Abstract

Cardiolipin (CDL), a negatively-charged lipid found primarily in bacterial and mitochondrial membranes, is believed to play a major role in membrane morphology, some hereditary heart diseases, as well as acting as a proton reservoir in the inner mitochondrial membrane. CDL has been shown to regulate many integral membrane proteins involved in bioenergetics, often binding with nanomolar affinity. In this study we incorporate CDL into the Highly Mobile Membrane Mimetic (HMMM), a membrane model consisting of lipid head groups partitioned by an organic solvent mimicking hydrophobic acyl tails, which allows for fast lipid diffusion, nanosecond spontaneous membrane insertion of proteins, and providing atomistic sampling of CDL-protein interactions, which gives rise to the identification of potential CDL binding residues. As an application, we chose CLC chloride transporter (CLC-ec1), an integral membrane protein involved in maintaining proton gradients, which initial experimental results show that CDL increases CLC-ec1 activity, likely due to CDLs ability to act as a proton reservoir.
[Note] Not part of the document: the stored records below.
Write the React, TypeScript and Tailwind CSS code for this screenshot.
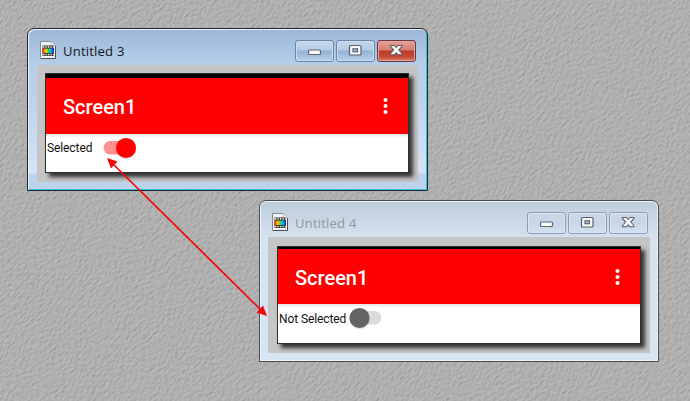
import React from "react";

function PaperTexture() {
  return (
    <svg className="absolute inset-0" width="690" height="401" aria-hidden="true">
      <filter id="paper" x="0" y="0" width="100%" height="100%" colorInterpolationFilters="sRGB">
        <feTurbulence type="fractalNoise" baseFrequency="0.24 0.48" numOctaves="3" seed="8" result="noise" />
        <feDiffuseLighting in="noise" surfaceScale="0.6" diffuseConstant="1.05" lightingColor="#b5b5b5">
          <feDistantLight azimuth="270" elevation="68" />
        </feDiffuseLighting>
      </filter>
      <g transform="rotate(-45 345 200)">
        <rect x="-250" y="-260" width="1190" height="920" fill="#acacac" filter="url(#paper)" />
      </g>
    </svg>
  );
}

function FileIcon() {
  return (
    <svg width="16" height="18" viewBox="0 0 16 18" className="shrink-0">
      <defs>
        <linearGradient id="spectrum">
          <stop offset="0" stopColor="#f01010" />
          <stop offset="0.3" stopColor="#ffd800" />
          <stop offset="0.5" stopColor="#30d830" />
          <stop offset="0.72" stopColor="#10b8ff" />
          <stop offset="1" stopColor="#1010e0" />
        </linearGradient>
      </defs>
      <path d="M.5.5H11l4.500 4.500v12.500H.5z" fill="#f5f5f5" stroke="#85898e" />
      <path d="M1 17.500h14.500V5" fill="none" stroke="#4a4f57" />
      <path d="M11 .5V5h4.500" fill="#fff" stroke="#999" strokeWidth=".7" />
      <rect x="2.500" y="4.500" width="11.500" height="10.500" fill="#3f3f3f" />
      <path d="M3 6h11M3 13.600h11" stroke="#eee" strokeWidth="1.400" strokeDasharray="1.300 1.200" />
      <rect x="2.500" y="7.700" width="11.500" height="4.300" fill="url(#spectrum)" />
    </svg>
  );
}

type Kind = "min" | "max" | "close";

function CaptionButton({ kind, active }: { kind: Kind; active: boolean }) {
  const style = !active
    ? "border-[#8b9bb9] bg-[linear-gradient(#cbd8e6,#c7d6e7_50%,#d2e0ef)] shadow-[inset_0_0_0_1px_#dce6f0]"
    : kind === "close"
      ? "border-[#6d3543] bg-[linear-gradient(#e5a197,#d67f72_45%,#b83826_50%,#c64c36_80%,#dc8064)] shadow-[inset_0_0_0_1px_#e4a49b]"
      : "border-[#6c84a9] bg-[linear-gradient(#c5d8ec,#b5cce5_45%,#94b2d3_50%,#b4d0ec)] shadow-[inset_0_0_0_1px_#cbddef]";
  return (
    <div className={"flex h-[22px] w-[39px] items-center justify-center rounded-[3px] border " + style}>
      <svg width="16" height="14" viewBox="0 0 16 14" className="-translate-x-px -translate-y-px">
        {kind === "min" && <rect x="2.500" y="7" width="12" height="4.500" rx="1" fill="#f8f8f4" stroke="#606676" strokeWidth="1.200" />}
        {kind === "max" && (
          <g stroke="#596074" strokeWidth="1.200">
            <rect x="2.500" y="2.500" width="11.500" height="9.500" rx="1" fill="#f8f8f4" />
            <rect x="6" y="5.800" width="4.500" height="2.900" fill="#aac5e1" />
          </g>
        )}
        {kind === "close" && (
          <path d="M2.500 2.500h4l1.700 2 1.700-2h4v1.200L10.800 7l3.100 3.500v1.300h-4l-1.700-2-1.700 2h-4v-1.300L5.600 7 2.500 3.700z" fill="#f8f8f4" stroke={active ? "#5f5863" : "#596074"} strokeWidth="1.100" strokeLinejoin="round" />
        )}
      </svg>
    </div>
  );
}

function TitleBar({ title, active }: { title: string; active: boolean }) {
  return (
    <div className={"flex h-[36px] items-start pl-3 pt-[11px] " + (active ? "pr-[11px]" : "pr-[10px]")}>
      <div className="pt-[1px]"><FileIcon /></div>
      <div className={"ml-[7px] mt-[2px] whitespace-nowrap font-['Open_Sans','Noto_Sans',sans-serif] text-[13px] leading-[18px] tracking-[0.22px] " + (active ? "text-[#101820]" : "text-[#92979e]")}>{title}</div>
      <div className="ml-auto flex gap-[2px]">
        <CaptionButton kind="min" active={active} />
        <CaptionButton kind="max" active={active} />
        <CaptionButton kind="close" active={active} />
      </div>
    </div>
  );
}

function AppScreen({ selected }: { selected: boolean }) {
  return (
    <div className={"flex w-[364px] flex-col border border-[#303030] bg-white font-[Roboto,sans-serif] shadow-[4px_4px_4px_#333] " + (selected ? "h-[100px]" : "h-[98px]")}>
      <div className={"shrink-0 bg-black " + (selected ? "h-[4px]" : "h-[2px]")} />
      <div className={"flex shrink-0 items-center justify-between bg-[#fe0000] pl-[17px] pr-[20px] text-white " + (selected ? "h-[56px]" : "h-[55px]")}>
        <span className="pt-[2px] text-[20px] font-medium leading-6">Screen1</span>
        <svg width="5" height="18" viewBox="0 0 5 18" fill="white">
          <circle cx="2.500" cy="3" r="2" /><circle cx="2.500" cy="9" r="2" /><circle cx="2.500" cy="15" r="2" />
        </svg>
      </div>
      <div className="flex min-h-0 flex-1 items-start bg-[linear-gradient(#e5e5e5,#fff_4px)] pl-[1px] pt-[2px] text-[12px] tracking-[-0.1px] text-[#111]">
        <span className={"whitespace-nowrap leading-[14px] " + (selected ? "mt-[5px] w-[45px]" : "mt-[6px] w-[67px]")}>{selected ? "Selected" : "Not Selected"}</span>
        <svg width="38" height="25" viewBox="0 0 38 25" className={selected ? "ml-[9px]" : "ml-[1px]"}>
          <rect x="2.500" y="5" width="32" height="13.500" rx="6.750" fill={selected ? "#ff9090" : "#dcdcdc"} />
          <circle cx={selected ? 25 : 12.5} cy="12.700" r="10.200" fill="#888" opacity=".35" />
          <circle cx={selected ? 25 : 12.5} cy="11.900" r="10" fill={selected ? "#fe0000" : "#646464"} />
        </svg>
      </div>
    </div>
  );
}

export default function App() {
  return (
    <main className="relative h-[401px] w-[690px] overflow-hidden bg-[#adadad]">
      <PaperTexture />
      <section className="absolute left-[27px] top-[28px] h-[163px] w-[401px] rounded-t-[7px] border border-[#20262d] bg-[linear-gradient(#9bb7d6,#b7cfea_38px,#bcd2ed_70px,#d5e3f4_144px,#bcd3ed_145px)] shadow-[inset_1px_1px_0_#e8f3fc,inset_-1px_-1px_0_#34c4d4]">
        <TitleBar title="Untitled 3" active />
        <div className="ml-[9px] h-[117px] w-[381px] bg-[#c5c5c5] pl-[8px] pt-[8px]">
          <AppScreen selected />
        </div>
      </section>
      <section className="absolute left-[259px] top-[200px] h-[162px] w-[400px] rounded-t-[7px] border border-[#4a4d50] bg-[linear-gradient(#becddb,#d5e2ef_38px,#d7e4f2)] shadow-[inset_0_0_0_1px_#edf5fc]">
        <TitleBar title="Untitled 4" active={false} />
        <div className="ml-[8px] h-[116px] w-[382px] bg-[#c5c5c5] pl-[9px] pt-[9px]">
          <AppScreen selected={false} />
        </div>
      </section>
      <svg className="absolute inset-0" width="690" height="401" fill="#f50505">
        <path d="M112 163L262 311" stroke="#f50505" strokeWidth="1.700" />
        <path d="M107 158l10.500 3.500-6.500 7z" />
        <path d="M267 316l-10.500-3.500 6.500-7z" />
      </svg>
    </main>
  );
}
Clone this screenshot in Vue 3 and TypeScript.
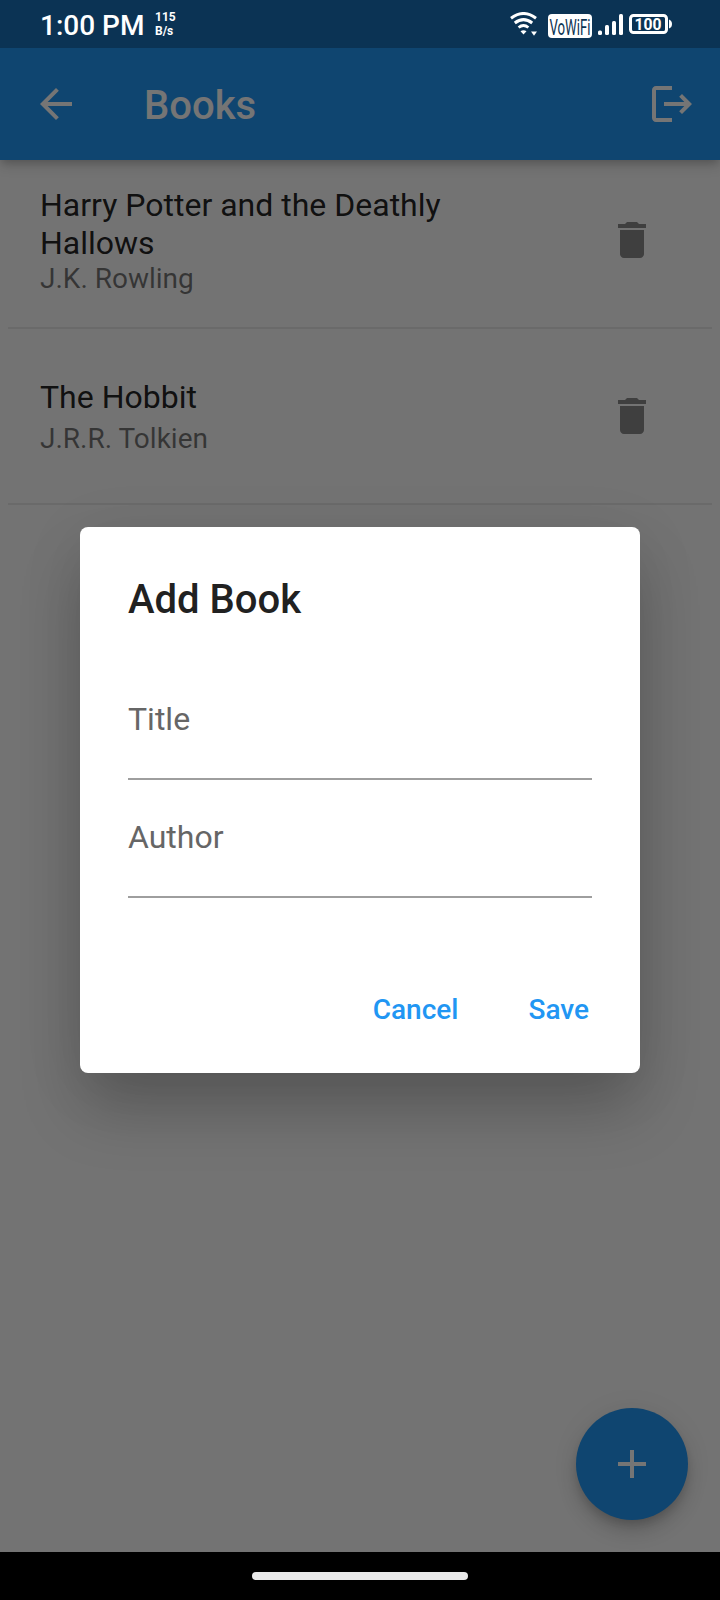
<script setup lang="ts">
interface Book {
  title: string
  author: string
  long?: boolean
}

const books: Book[] = [
  { title: 'Harry Potter and the Deathly Hallows', author: 'J.K. Rowling', long: true },
  { title: 'The Hobbit', author: 'J.R.R. Tolkien' },
]
const fields: string[] = ['Title', 'Author']
</script>

<template>
  <div class="screen">
    <header class="app-bar">
      <svg class="icon" viewBox="0 0 24 24"><path d="M20 11H7.83l5.59-5.59L12 4l-8 8 8 8 1.41-1.41L7.83 13H20v-2z" /></svg>
      <h1 class="heading">Books</h1>
      <svg class="icon" viewBox="0 0 24 24">
        <path d="M17 7l-1.41 1.41L18.17 11H8v2h10.17l-2.58 2.58L17 17l5-5zM4 5h8V3H4c-1.1 0-2 .9-2 2v14c0 1.1.9 2 2 2h8v-2H4V5z" />
      </svg>
    </header>

    <main class="list">
      <article v-for="book in books" :key="book.title" class="row">
        <div class="book" :class="{ long: book.long }">
          <div class="book-title">{{ book.title }}</div>
          <div class="book-author">{{ book.author }}</div>
        </div>
        <svg class="icon trash" viewBox="0 0 24 24">
          <path d="M6 19c0 1.1.9 2 2 2h8c1.1 0 2-.9 2-2V7H6v12zM19 4h-3.500l-1-1h-5l-1 1H5v2h14V4z" />
        </svg>
      </article>
    </main>

    <button class="fab">
      <svg class="icon" viewBox="0 0 24 24"><path d="M19 13h-6v6h-2v-6H5v-2h6V5h2v6h6v2z" /></svg>
    </button>

    <div class="scrim">
      <section class="dialog">
        <h2 class="dialog-title">Add Book</h2>
        <div v-for="field in fields" :key="field" class="field">{{ field }}</div>
        <div class="actions">
          <button class="action">Cancel</button>
          <button class="action">Save</button>
        </div>
      </section>
    </div>

    <div class="status">
      <span class="clock">1:00 PM</span>
      <span class="speed"><span>115</span><span>B/s</span></span>
      <svg class="wifi" viewBox="0 0 28 24" fill="none" stroke="#fff">
        <path d="M1 6.200Q13.500 -3.200 26 6.200" stroke-width="3" />
        <path d="M4.800 11Q13.500 4.200 22.200 11" stroke-width="3" />
        <path d="M8.600 15.500Q13.500 11.500 18.400 15.500" stroke-width="2.800" />
        <path d="M10.500 19.300Q13.500 17.100 16.500 19.300L13.500 22.500z" fill="#fff" stroke="none" />
        <path d="M21 19.500h6l-3 4.200z" fill="#fff" stroke="none" />
      </svg>
      <svg class="vowifi" viewBox="0 0 44 24">
        <rect width="44" height="24" rx="4" fill="#fff" />
        <text x="1.500" y="21" textLength="41" lengthAdjust="spacingAndGlyphs">VoWiFi</text>
      </svg>
      <svg class="signal" viewBox="0 0 26 22" fill="#fff">
        <rect x="0" y="16.500" width="4" height="4.500" rx="1.500" />
        <rect x="7" y="11" width="4" height="10" rx="1.500" />
        <rect x="14" y="7" width="4" height="14" rx="1.500" />
        <rect x="21" y="0" width="4" height="21" rx="1.500" />
      </svg>
      <svg class="battery" viewBox="0 0 44 20">
        <rect x="1.500" y="1.500" width="36" height="17" rx="3" fill="none" stroke="#fff" stroke-width="3" />
        <path d="M40 5.500q3 1 3 4.500t-3 4.500z" fill="#fff" />
        <text x="5.500" y="16" textLength="27" lengthAdjust="spacingAndGlyphs">100</text>
      </svg>
    </div>

    <footer class="nav"><span class="pill"></span></footer>
  </div>
</template>

<style>
html,
body {
  margin: 0;
  background: #000;
}
</style>

<style scoped>
.screen {
  position: relative;
  display: flex;
  flex-direction: column;
  width: 720px;
  height: 1600px;
  overflow: hidden;
  background: #fafafa;
  font-family: Roboto, sans-serif;
}

.icon {
  width: 48px;
  height: 48px;
  flex: none;
  fill: currentColor;
}

.app-bar {
  position: relative;
  z-index: 1;
  box-sizing: border-box;
  display: flex;
  align-items: center;
  height: 160px;
  padding: 48px 24px 0 32px;
  background: #2196f3;
  color: #fff;
  box-shadow: 0 4px 8px -2px rgba(0, 0, 0, 0.16), 0 6px 12px rgba(0, 0, 0, 0.14);
}

.heading {
  flex: 1;
  margin: 0 0 0 64px;
  padding-top: 2px;
  font-size: 40px;
  font-weight: 500;
  line-height: 47px;
}

.list {
  flex: 1;
  margin-top: -7px;
  padding: 0 8px;
}

.row {
  display: flex;
  align-items: center;
  justify-content: space-between;
  height: 174px;
  padding: 0 56px 0 32px;
  border-bottom: 2px solid rgba(0, 0, 0, 0.075);
}

.book {
  display: flex;
  flex-direction: column;
  gap: 6px;
  width: 440px;
  padding-top: 1px;
}

.book.long {
  gap: 0;
}

.book-title {
  font-size: 32px;
  line-height: 38px;
  color: rgba(0, 0, 0, 0.87);
}

.book-author {
  font-size: 28px;
  line-height: 33px;
  color: rgba(0, 0, 0, 0.54);
}

.trash {
  color: #8a8a8a;
}

.fab {
  display: grid;
  place-items: center;
  align-self: flex-end;
  width: 112px;
  height: 112px;
  margin: 0 32px 32px 0;
  padding: 0;
  border: 0;
  border-radius: 50%;
  background: #2196f3;
  color: #fff;
  box-shadow: 0 6px 10px -2px rgba(0, 0, 0, 0.16), 0 12px 20px rgba(0, 0, 0, 0.14), 0 2px 30px rgba(0, 0, 0, 0.06);
}

.scrim {
  position: absolute;
  z-index: 2;
  inset: 0 0 48px;
  display: grid;
  place-items: center;
  padding-top: 48px;
  background: rgba(0, 0, 0, 0.54);
}

.dialog {
  box-sizing: border-box;
  width: 560px;
  height: 546px;
  padding: 49px 48px 0;
  border-radius: 8px;
  background: #fff;
  box-shadow: 0 38px 64px -4px rgba(0, 0, 0, 0.22), 0 10px 64px rgba(0, 0, 0, 0.08);
}

.dialog-title {
  margin: 0 0 62px;
  font-size: 40px;
  font-weight: 500;
  line-height: 47px;
  color: #212121;
}

.field {
  box-sizing: border-box;
  height: 95px;
  margin-bottom: 23px;
  padding-top: 15px;
  border-bottom: 2px solid #9e9e9e;
  font-size: 32px;
  line-height: 38px;
  color: #666;
}

.actions {
  display: flex;
  justify-content: flex-end;
  gap: 70px;
  margin-top: 95px;
  padding-right: 3px;
}

.action {
  padding: 0;
  border: 0;
  background: none;
  font: 500 28px/33px Roboto, sans-serif;
  color: #2196f3;
}

.status {
  position: absolute;
  z-index: 3;
  inset: 0 0 auto;
  box-sizing: border-box;
  display: flex;
  align-items: flex-start;
  height: 48px;
  padding-left: 40px;
  background: rgba(0, 0, 0, 0.25);
  color: #fff;
}

.clock {
  width: 104px;
  margin-top: 9px;
  font-size: 28px;
  font-weight: 500;
  line-height: 33px;
  white-space: nowrap;
}

.speed {
  display: flex;
  flex-direction: column;
  flex: 1;
  margin: 10px 0 0 11px;
  font-size: 12px;
  font-weight: 700;
  line-height: 14px;
}

.wifi {
  width: 28px;
  height: 24px;
  margin: 12px 10px 0 0;
}

.vowifi {
  width: 44px;
  height: 24px;
  margin: 14px 6px 0 0;
  overflow: visible;
  font: 400 22px Roboto, sans-serif;
  fill: #0c3353;
}

.signal {
  width: 26px;
  height: 22px;
  margin: 14px 5px 0 0;
}

.battery {
  width: 44px;
  height: 20px;
  margin: 14px 47px 0 0;
  font: 700 17px Roboto, sans-serif;
  fill: #fff;
}

.nav {
  position: relative;
  z-index: 3;
  flex: none;
  display: grid;
  place-items: center;
  height: 48px;
  background: #000;
}

.pill {
  width: 216px;
  height: 8px;
  border-radius: 4px;
  background: #eaeaea;
}
</style>
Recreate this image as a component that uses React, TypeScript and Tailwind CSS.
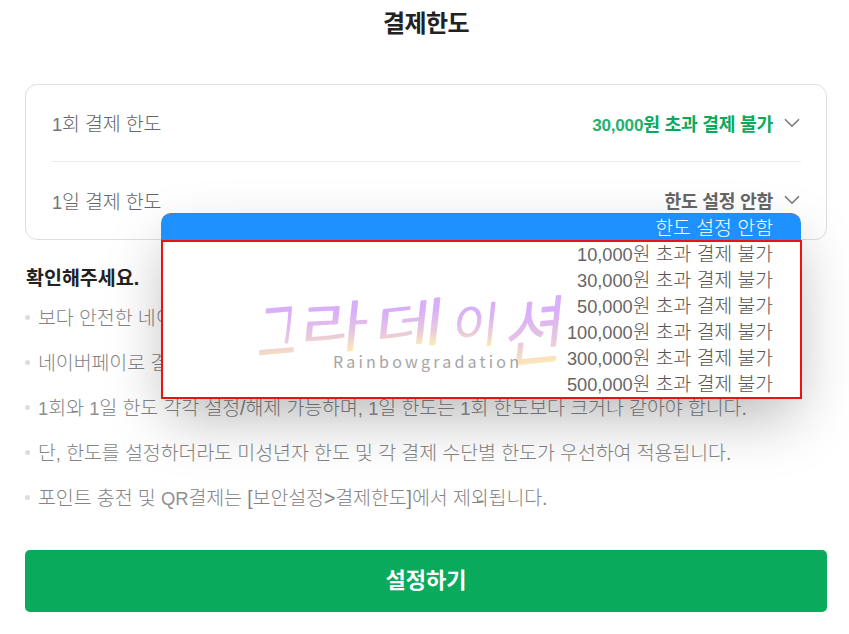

The increased lipid diffusion and sampling of CDL containing HMMM membranes aided in determining potential binding sites for ClC Chloride transporter. Incorporating CDL into the HMMM model involved applying harmonic restraints to each carbonyl carbon for each tail to maintain membrane thickness, as well as applying RMSD based collective variable restraints on ClC-ec1. Using ten one-hundred nanosecond HMMM simulations of CLC-ec1 embedded into a 80:20 POPE:CDL membrane, interactions between CDL and protein residues were measured. The overall microsecond simulation time, together with the enhanced dynamics offered by the HMMM membrane, provided a large sample size, which led to narrowing down the potential CDL binding sites to two sites, each stabilized by two basic side chains, thus expediting and guiding ClC-ec1 mutagenesis studies.